Not in our back yard
Bill Elliott's final word on this year's Masters is reserved for a drunk man who tried to escape Augusta with a little momento
It's easy to run foul of the authorities during the Masters. Running anywhere may result in ejection from the property as will carrying a phone, switched on or not. Yelling inappropriately means you most definitely will not be the man who stays to watch the tournament while TV commentators walk a tightrope when it comes to describing anything.
David Feherty, for example, once told me that he likes to arrive under cover of darkness and exit as soon as his job for television is finished. Usually, David does not worry too much about what he is going to come out of his fertile imagination but at Augusta he frets like a schoolboy trying to sneak a girlie mag into school.
But now we can add another offence. And this is a big one. Stealing sand from a bunker leads not to eviction but to full-on arrest.
Clayton Price Baker, a 40-year-old bloke from Ohio, found this out the hard way on the final Sunday when, encouraged apparently by a few beers, he ducked under the spectator rope and was seen trying to fill his - now empty - beer cup with sand from one of the bunkers.
This led apparently to a short foot chase, Baker pursued by a posse of course security and local sheriff's deputies before he gave up. Following arrest he has been charged with disorderly conduct and is likely to end up with a criminal record for his silly, little jape. Heavy-handed? I'd have thought so, wouldn't you?
This, however, is how Augusta operates. For one week a year the gates are opened to the paying public but everybody who enters has to agree to abide by the rules of the Green Kingdom. Inevitably this leads to some daft things happening. Augusta National has a lot of things but one thing they consistently lack seems to be an occasional sense of humour.

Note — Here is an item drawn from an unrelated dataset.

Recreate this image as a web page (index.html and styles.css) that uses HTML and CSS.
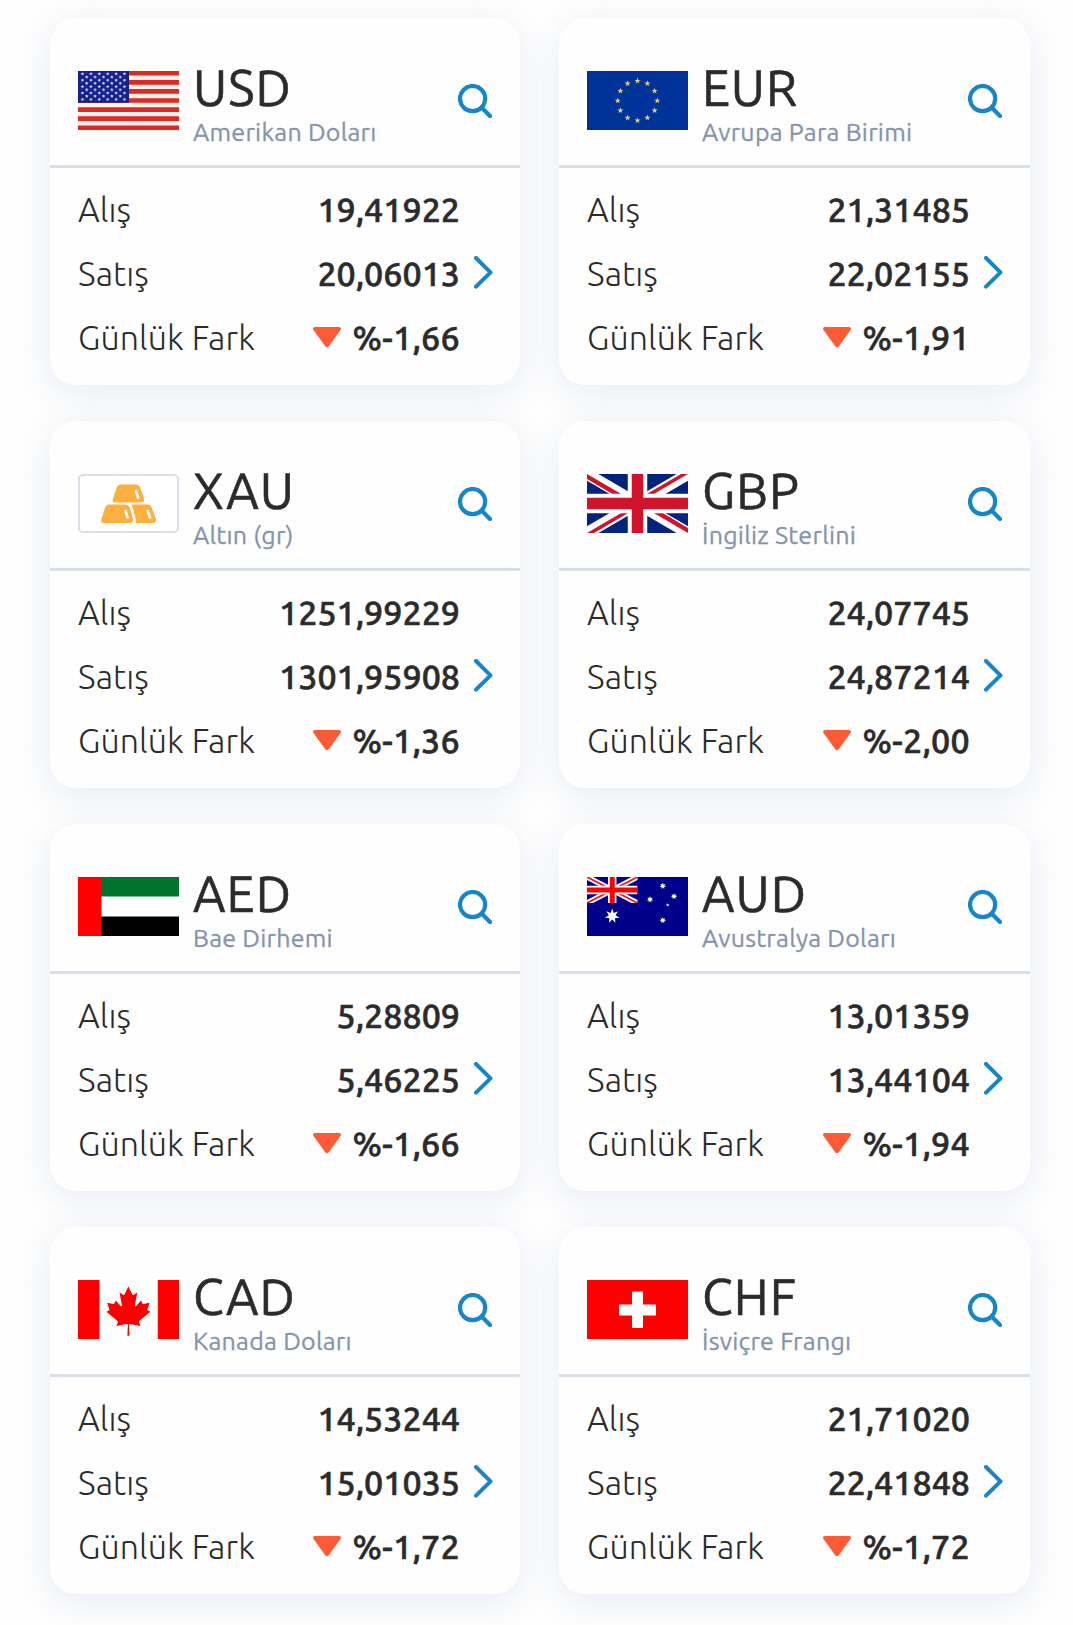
FILE: index.html
```html
<!DOCTYPE html>
<html lang="tr">
<head>
  <meta charset="UTF-8">
  <title>Döviz Kurları</title>
  <link rel="stylesheet" href="styles.css">
</head>
<body>
  <!-- Shared shapes -->
  <svg class="defs" width="0" height="0">
    <defs>
      <symbol id="search" viewBox="0 0 34 34">
        <circle cx="14.6" cy="14.6" r="12.6"/>
        <path d="M23.6 23.6L32 32"/>
      </symbol>
      <symbol id="chevron" viewBox="0 0 19 33">
        <path d="M2 2L16.5 16.3L2 30.6"/>
      </symbol>
      <symbol id="down" viewBox="0 0 28 21">
        <path d="M2 0H26Q29 .6 27.5 3L16 19Q14 21.5 12 19L.5 3Q-1 .6 2 0Z"/>
      </symbol>
      <path id="star" d="M0-1L.2245-.309H.951L.363.118L.588.809L0 .382L-.588.809L-.363.118L-.951-.309H-.2245Z"/>
      <path id="star7" d="M0-1L.2-.415L.782-.623L.449-.102L.975.223L.36.288L.434.901L0 .46L-.434.901L-.36.288L-.975.223L-.449-.102L-.782-.623L-.2-.415Z"/>
      <pattern id="usStars" x="2.4" y="1.2" width="8.4" height="6.4" patternUnits="userSpaceOnUse">
        <use href="#star" transform="translate(2.1 1.6) scale(1.9)" fill="#fff"/>
        <use href="#star" transform="translate(6.3 4.8) scale(1.9)" fill="#fff"/>
      </pattern>
    </defs>
  </svg>

  <main class="rates">

    <!-- USD -->
    <section class="card">
      <header class="card-head">
        <svg class="flag" viewBox="0 0 101 59" preserveAspectRatio="none">
          <rect width="101" height="59" fill="#fff1ee"/>
          <path d="M0 2.3H101M0 11.35H101M0 20.4H101M0 29.5H101M0 38.6H101M0 47.65H101M0 56.7H101" stroke="#dc2a25" stroke-width="4.6"/>
          <rect width="51" height="31.8" fill="#14218c"/>
          <rect x="2.4" y="1.2" width="46.2" height="28.8" fill="url(#usStars)"/>
        </svg>
        <div class="currency">
          <h2 class="code">USD</h2>
          <p class="name">Amerikan Doları</p>
        </div>
        <svg class="search"><use href="#search"/></svg>
      </header>
      <div class="card-body">
        <div class="rows">
          <div class="row"><span class="label">Alış</span><span class="value">19,41922</span></div>
          <div class="row"><span class="label">Satış</span><span class="value">20,06013</span></div>
          <div class="row"><span class="label">Günlük Fark</span><span class="value change"><svg class="down"><use href="#down"/></svg>%-1,66</span></div>
        </div>
        <svg class="chevron"><use href="#chevron"/></svg>
      </div>
    </section>

    <!-- EUR -->
    <section class="card">
      <header class="card-head">
        <svg class="flag" viewBox="0 0 101 59" preserveAspectRatio="none">
          <rect width="101" height="59" fill="#003399"/>
          <g fill="#e0d36c">
            <use href="#star" transform="translate(50.5 9.9) scale(3.3)"/>
            <use href="#star" transform="translate(60.4 12.6) scale(3.3)"/>
            <use href="#star" transform="translate(67.6 19.9) scale(3.3)"/>
            <use href="#star" transform="translate(70.3 29.7) scale(3.3)"/>
            <use href="#star" transform="translate(67.6 39.6) scale(3.3)"/>
            <use href="#star" transform="translate(60.4 46.8) scale(3.3)"/>
            <use href="#star" transform="translate(50.5 49.5) scale(3.3)"/>
            <use href="#star" transform="translate(40.6 46.8) scale(3.3)"/>
            <use href="#star" transform="translate(33.4 39.6) scale(3.3)"/>
            <use href="#star" transform="translate(30.7 29.7) scale(3.3)"/>
            <use href="#star" transform="translate(33.4 19.9) scale(3.3)"/>
            <use href="#star" transform="translate(40.6 12.6) scale(3.3)"/>
          </g>
        </svg>
        <div class="currency">
          <h2 class="code">EUR</h2>
          <p class="name">Avrupa Para Birimi</p>
        </div>
        <svg class="search"><use href="#search"/></svg>
      </header>
      <div class="card-body">
        <div class="rows">
          <div class="row"><span class="label">Alış</span><span class="value">21,31485</span></div>
          <div class="row"><span class="label">Satış</span><span class="value">22,02155</span></div>
          <div class="row"><span class="label">Günlük Fark</span><span class="value change"><svg class="down"><use href="#down"/></svg>%-1,91</span></div>
        </div>
        <svg class="chevron"><use href="#chevron"/></svg>
      </div>
    </section>

    <!-- XAU -->
    <section class="card">
      <header class="card-head">
        <svg class="flag" viewBox="0 0 101 59" preserveAspectRatio="none">
          <rect x="1" y="1" width="99" height="57" rx="4" fill="#fff" stroke="#d8dfe9" stroke-width="2"/>
          <g fill="#fbb040">
            <path d="M43 10.5H57.5Q61 10.5 62.2 13.5L66 25Q66.8 28.5 63.5 28.5H37Q34 28.5 34.7 25.5L38.5 14Q39.7 10.5 43 10.5Z"/>
            <path d="M31 30.5H47Q50.5 30.5 51.7 33.5L55 45Q55.5 49 52 49H26Q22.5 49 23.2 45.5L27 34Q28 30.5 31 30.5Z"/>
            <path d="M53 30.5H69Q72.5 30.5 73.6 33.5L78 45Q78.5 49 75 49H57.5Q58.2 46.5 57.5 44L54.6 33.5Q54 31.5 53 30.5Z"/>
          </g>
          <path d="M58 17L60 23.5M47.5 37L49.5 43.5M69.8 37L72 43.5" stroke="#fff" stroke-width="2.6" stroke-linecap="round"/>
        </svg>
        <div class="currency">
          <h2 class="code">XAU</h2>
          <p class="name">Altın (gr)</p>
        </div>
        <svg class="search"><use href="#search"/></svg>
      </header>
      <div class="card-body">
        <div class="rows">
          <div class="row"><span class="label">Alış</span><span class="value">1251,99229</span></div>
          <div class="row"><span class="label">Satış</span><span class="value">1301,95908</span></div>
          <div class="row"><span class="label">Günlük Fark</span><span class="value change"><svg class="down"><use href="#down"/></svg>%-1,36</span></div>
        </div>
        <svg class="chevron"><use href="#chevron"/></svg>
      </div>
    </section>

    <!-- GBP -->
    <section class="card">
      <header class="card-head">
        <svg class="flag" viewBox="0 0 101 59" preserveAspectRatio="none">
          <rect width="101" height="59" fill="#00247d"/>
          <path d="M0 0L101 59M101 0L0 59" stroke="#fff" stroke-width="11.5"/>
          <path d="M0 0L50.5 29.5L47.5 33L0 5ZM101 0L50.5 29.5L46 28L94 0ZM101 59L50.5 29.5L54 26L101 54ZM0 59L50.5 29.5L55 31L7 59Z" fill="#cf142b"/>
          <path d="M50.5 0V59M0 29.5H101" stroke="#fff" stroke-width="19.5"/>
          <path d="M50.5 0V59M0 29.5H101" stroke="#cf142b" stroke-width="11.5"/>
        </svg>
        <div class="currency">
          <h2 class="code">GBP</h2>
          <p class="name">İngiliz Sterlini</p>
        </div>
        <svg class="search"><use href="#search"/></svg>
      </header>
      <div class="card-body">
        <div class="rows">
          <div class="row"><span class="label">Alış</span><span class="value">24,07745</span></div>
          <div class="row"><span class="label">Satış</span><span class="value">24,87214</span></div>
          <div class="row"><span class="label">Günlük Fark</span><span class="value change"><svg class="down"><use href="#down"/></svg>%-2,00</span></div>
        </div>
        <svg class="chevron"><use href="#chevron"/></svg>
      </div>
    </section>

    <!-- AED -->
    <section class="card">
      <header class="card-head">
        <svg class="flag" viewBox="0 0 101 59" preserveAspectRatio="none">
          <rect width="101" height="59" fill="#fff"/>
          <rect width="101" height="19.5" fill="#00732f"/>
          <rect y="39.5" width="101" height="19.5" fill="#000"/>
          <rect width="23.5" height="59" fill="#f00"/>
        </svg>
        <div class="currency">
          <h2 class="code">AED</h2>
          <p class="name">Bae Dirhemi</p>
        </div>
        <svg class="search"><use href="#search"/></svg>
      </header>
      <div class="card-body">
        <div class="rows">
          <div class="row"><span class="label">Alış</span><span class="value">5,28809</span></div>
          <div class="row"><span class="label">Satış</span><span class="value">5,46225</span></div>
          <div class="row"><span class="label">Günlük Fark</span><span class="value change"><svg class="down"><use href="#down"/></svg>%-1,66</span></div>
        </div>
        <svg class="chevron"><use href="#chevron"/></svg>
      </div>
    </section>

    <!-- AUD -->
    <section class="card">
      <header class="card-head">
        <svg class="flag" viewBox="0 0 101 59" preserveAspectRatio="none">
          <rect width="101" height="59" fill="#00008b"/>
          <svg width="50.5" height="26" viewBox="0 0 50.5 26">
            <path d="M0 0L50.5 26M50.5 0L0 26" stroke="#fff" stroke-width="5.5"/>
            <path d="M0 0L50.5 26M50.5 0L0 26" stroke="#f01818" stroke-width="1.8"/>
            <path d="M25.25 0V26M0 13H50.5" stroke="#fff" stroke-width="8.4"/>
            <path d="M25.25 0V26M0 13H50.5" stroke="#f00" stroke-width="5"/>
          </svg>
          <g fill="#fff">
            <use href="#star7" transform="translate(25.2 39) scale(7.5)"/>
            <use href="#star7" transform="translate(75.8 9) scale(3.4)"/>
            <use href="#star7" transform="translate(63 22.5) scale(3.4)"/>
            <use href="#star7" transform="translate(87 19.3) scale(3.4)"/>
            <use href="#star7" transform="translate(75.8 43.3) scale(3.4)"/>
            <use href="#star" transform="translate(80.7 28) scale(2)"/>
          </g>
        </svg>
        <div class="currency">
          <h2 class="code">AUD</h2>
          <p class="name">Avustralya Doları</p>
        </div>
        <svg class="search"><use href="#search"/></svg>
      </header>
      <div class="card-body">
        <div class="rows">
          <div class="row"><span class="label">Alış</span><span class="value">13,01359</span></div>
          <div class="row"><span class="label">Satış</span><span class="value">13,44104</span></div>
          <div class="row"><span class="label">Günlük Fark</span><span class="value change"><svg class="down"><use href="#down"/></svg>%-1,94</span></div>
        </div>
        <svg class="chevron"><use href="#chevron"/></svg>
      </div>
    </section>

    <!-- CAD -->
    <section class="card">
      <header class="card-head">
        <svg class="flag" viewBox="0 0 101 59" preserveAspectRatio="none">
          <rect width="101" height="59" fill="#fff"/>
          <path d="M0 0H21.5V59H0ZM79.8 0H101V59H79.8Z" fill="#f00"/>
          <path transform="translate(50.4 31) scale(.0118 .0122)" fill="#f00" d="m-90 2030 45-863a95 95 0 0 0-111-98l-859 151 116-320a65 65 0 0 0-20-73l-941-762 212-99a65 65 0 0 0 34-79l-186-572 542 115a65 65 0 0 0 73-38l105-247 423 454a65 65 0 0 0 111-57l-204-1052 327 189a65 65 0 0 0 91-27l332-652 332 652a65 65 0 0 0 91 27l327-189-204 1052a65 65 0 0 0 111 57l423-454 105 247a65 65 0 0 0 73 38l542-115-186 572a65 65 0 0 0 34 79l212 99-941 762a65 65 0 0 0-20 73l116 320-859-151a95 95 0 0 0-111 98l45 863z"/>
        </svg>
        <div class="currency">
          <h2 class="code">CAD</h2>
          <p class="name">Kanada Doları</p>
        </div>
        <svg class="search"><use href="#search"/></svg>
      </header>
      <div class="card-body">
        <div class="rows">
          <div class="row"><span class="label">Alış</span><span class="value">14,53244</span></div>
          <div class="row"><span class="label">Satış</span><span class="value">15,01035</span></div>
          <div class="row"><span class="label">Günlük Fark</span><span class="value change"><svg class="down"><use href="#down"/></svg>%-1,72</span></div>
        </div>
        <svg class="chevron"><use href="#chevron"/></svg>
      </div>
    </section>

    <!-- CHF -->
    <section class="card">
      <header class="card-head">
        <svg class="flag" viewBox="0 0 101 59" preserveAspectRatio="none">
          <rect width="101" height="59" fill="#f00"/>
          <path d="M45 11.5H56V24.5H69V35.5H56V48H45V35.5H32V24.5H45Z" fill="#fff"/>
        </svg>
        <div class="currency">
          <h2 class="code">CHF</h2>
          <p class="name">İsviçre Frangı</p>
        </div>
        <svg class="search"><use href="#search"/></svg>
      </header>
      <div class="card-body">
        <div class="rows">
          <div class="row"><span class="label">Alış</span><span class="value">21,71020</span></div>
          <div class="row"><span class="label">Satış</span><span class="value">22,41848</span></div>
          <div class="row"><span class="label">Günlük Fark</span><span class="value change"><svg class="down"><use href="#down"/></svg>%-1,72</span></div>
        </div>
        <svg class="chevron"><use href="#chevron"/></svg>
      </div>
    </section>

  </main>
</body>
</html>
```
FILE: styles.css
```css
* {
  box-sizing: border-box;
}

body {
  margin: 0;
  background: #fefefe;
  color: #2b2b2b;
  font-family: Ubuntu, "Open Sans", "Noto Sans", sans-serif;
  overflow: hidden;
}

.defs {
  display: block;
}

.rates {
  display: grid;
  grid-template-columns: 470px 471px;
  grid-auto-rows: 367px;
  gap: 36px 39px;
  padding: 18px 0 31px 50px;
}

.card {
  display: flex;
  flex-direction: column;
  background: #fefefe;
  border-radius: 26px;
  box-shadow: 0 8px 36px rgba(50, 80, 160, 0.11);
}

/* Flag, currency name and search button */
.card-head {
  display: flex;
  align-items: flex-start;
  height: 150px;
  padding: 53px 28px 0;
  border-bottom: 3px solid #d9e0ea;
}

.flag {
  width: 101px;
  height: 59px;
  flex: none;
}

.currency {
  flex: 1;
  margin: -9px 0 0 14px;
}

.code {
  margin: 0;
  font-size: 50px;
  font-weight: 400;
  line-height: 50px;
  letter-spacing: 1.1px;
  -webkit-text-stroke: 0.6px;
}

.name {
  margin: 3px 0 0;
  color: #8494ad;
  font-size: 25px;
  line-height: 34px;
  letter-spacing: 0.25px;
  white-space: nowrap;
  -webkit-text-stroke: 0.3px;
}

.search {
  width: 34px;
  height: 34px;
  margin-top: 13px;
  fill: none;
  stroke: #1685c9;
  stroke-width: 4.2;
  stroke-linecap: round;
}

/* Buy, sell and daily change rows */
.card-body {
  display: flex;
  align-items: center;
  flex: 1;
  padding: 0 27px 7px 28px;
}

.rows {
  flex: 1;
}

.row {
  display: flex;
  align-items: center;
  justify-content: space-between;
  height: 64px;
}

.label {
  font-size: 34px;
  font-weight: 300;
  letter-spacing: 0.1px;
}

.value {
  display: flex;
  align-items: center;
  font-size: 34px;
  font-weight: 500;
  -webkit-text-stroke: 0.6px;
}

.change {
  letter-spacing: 0.3px;
}

.down {
  width: 28px;
  height: 21px;
  margin-right: 11px;
  fill: #ff5a36;
}

.chevron {
  width: 19px;
  height: 33px;
  margin: 0 0 2px 14px;
  fill: none;
  stroke: #1685c9;
  stroke-width: 4;
  stroke-linecap: round;
  stroke-linejoin: round;
}
```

Many years ago I saw at first hand what can happen. As I entered via a main gate a fan (I should of course say 'patron') tried to walk in while carrying a takeaway coke. This is another no-no by the way. Whether he heard the gateman tell him to get rid of the cup first I don't know. What I do know is that as this chap wandered on, a policeman pulled his gun on him. Okay, he didn't actually shoot but he did point it at him. We all ducked.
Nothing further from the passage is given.